The Rai Solo comes also with a detachable cable which has a twisted profile. The 130cm long cable is made of a 4 core Silver Plated Copper (SPC) wire material which is protected with a transparent plastic insulation.
The detachable cable of the Rai Solo features MMCX male connectors which are protected with a transparent plastic housing that do have Left (blue) & Right (red) ring indicators.
The cable sports also a plastic Y splitter and a chin slider with Meze logos & brandings.
The 3.5mm (TRS) headphone jack has an L profiled headphone housing which is made from a combination of plastic and metal material that has the Meze logo on the top.
The overall build quality of the cable is pretty good and shows low microphonics.

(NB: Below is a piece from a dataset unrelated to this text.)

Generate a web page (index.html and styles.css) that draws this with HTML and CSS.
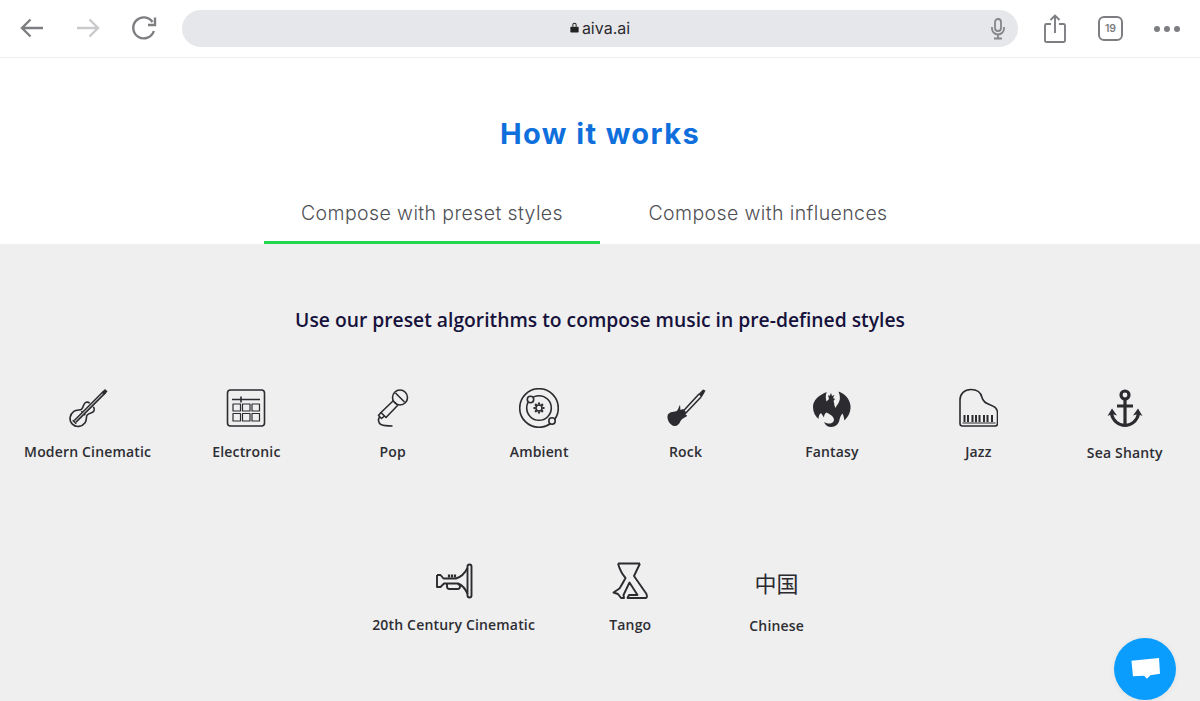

Monitor Design & Overall Build Quality,
The Meze Rai Solo is a very stylish looking IEM with a fine brushed stainless steel monitor shell that is a combination of two main parts with a solid appearance. Stainless steel is a quite rigid material that offers a low resonance to for a minimum amount of interference that will be created by the vibration of the driver unit. This material should also help to incase the audio performance by creating a cleaner and darker background for a higher defined imaging.
The front part that we do describe as faceplate has the Meze Audio logo in black color.
On the top of the monitor shell is the MMCX female connector that offers a tight and secure fit with the male connector on the detachable cable.
At the rear part of the monitor is the slightly angled sound nozzles that do have a fine woven metal mesh which should avoid the insertion of unwanted particles like dust, ear wax, etc.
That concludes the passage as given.